これだけでは例えばお金持ちが受けさせる勉強の質に追いつけるかと言えば、正直無理があるでしょう。しかし少なくとも学校教育に関していえば、勉強の理解度に関しては結果の平等を重視すべきではないでしょうか? 肉体的な平等は望めなかったとしても、こればかりは今の教育を例えば1ヶ月ごとに完全に区切って、その中で競争させる程度しか思いつきません。しかし流石にこれは非効率であり、むしろ人と人の間には『どこかに差がある』事を学ぶ為にも、運動などに関しては結果の平等など、害悪だけだと断じます。
しかしちょっとした工夫により、それ以外の点である程度公平な学習が出来るのだとすれば、少なくともはっきりと義務教育であると定義された中学校までは、1年をいくつか(4グループ前後が良いと思います)のグループにする事で、その後の勉強(予習・復習など)するかしないかは本人や親の問題にもなるでしょうから『教育の内容の平等』を達成できるのではないでしょうか?
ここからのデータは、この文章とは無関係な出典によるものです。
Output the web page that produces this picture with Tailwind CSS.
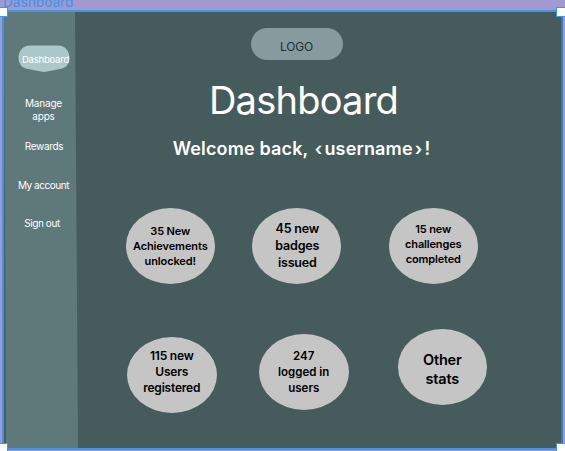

無論人的、予算的な問題はあると思いますが、個人的には老人福祉を充実させるよりも、子供の福祉を充実させることの方が極めて重要であると考えるので、多少の老人福祉の予算を削ってでも、子供に対する十分な教育的福祉を充実させることが、日本にとっても有益であると私は信じますし、これに反対するという事は、子供達の将来など重要ではないと宣言しているに等しいとすら私は考えます。